I have been doing some cramming for tomorrow’s exams and one of my topics was Barth’s take on Providence. I came across a comment about creation and it brought to mind a previous discussion on the goodness or fallen-ness of creation. Barth was making the point that creation was good enough – good enough to allow God’s grace to work and good enough to enable the lordship of Jesus Christ.
I liked that because it stood in contrast to some earlier reading on Augustine who was convinced of humanity’s utter depravity.
Both allow for God’s grace. In fact, for Augustine, it’s an absolute necessity otherwise there is no hope whatsoever for humanity. We are, without God’s aid, utterly incapable of choosing Him. Barth doesn’t diminish the need for God’s grace but there’s an overall more hopeful image from him. Perhaps that reflects his universalist leanings. I confess I don’t know enough about the rest of his theology. But I liked the idea that creation is allowed to be messy and untidy and imperfect, just as we are as individuals. And yet, despite this, there’s room for God to work. In fact, one might argue that without it, there’s no need for God.

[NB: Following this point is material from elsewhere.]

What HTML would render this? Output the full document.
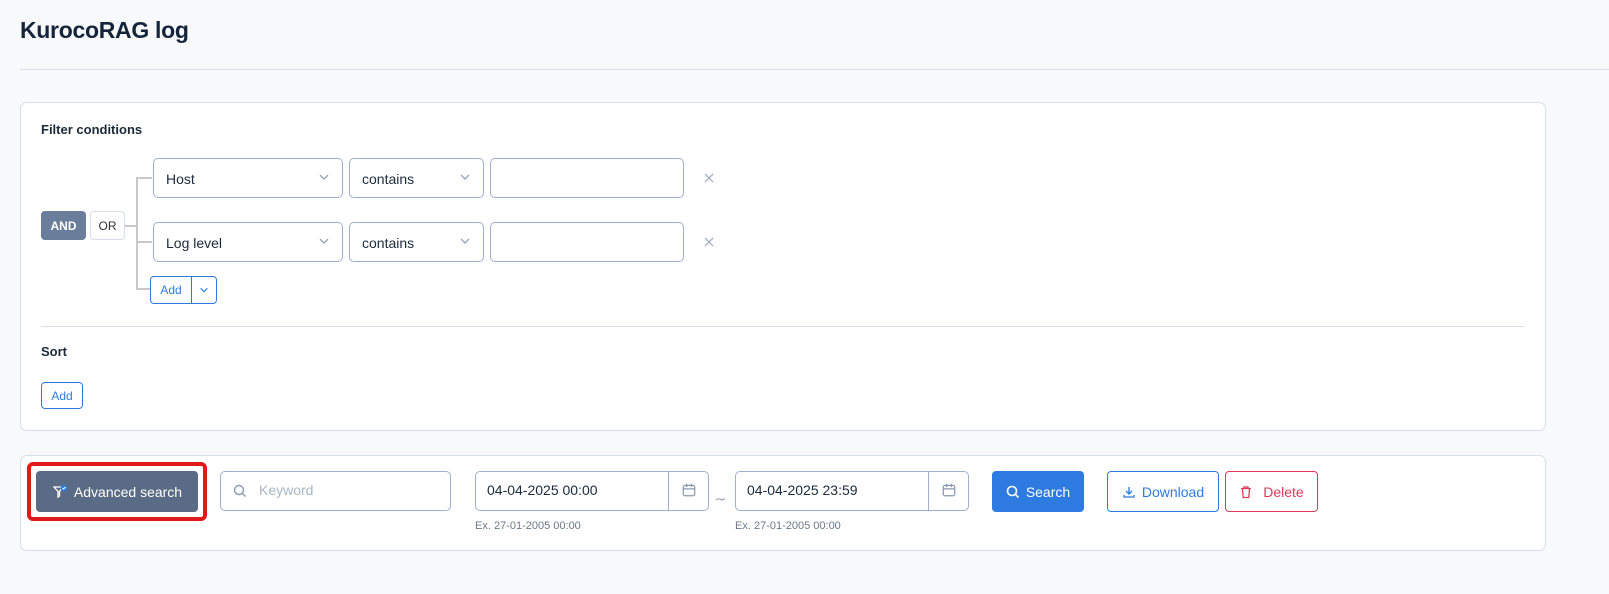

But the other interesting thing about Barth is that God’s work of grace in this messiness is to turn us to Him and, in His creation, reflect something of His glory. I don’t get that sense of ‘improvement’ with Augustine. Ultimately all we end up doing in his scheme of things is avoid slipping back into the mire. With Barth there’s the sense of liberation not oppression. And there’s the true sense of Christian hope – that creation is being saved as part of God’s covenant promise as we see its outworkings in God’s providence.
The world isn’t perfect, but it doesn’t have to be. Just as well really.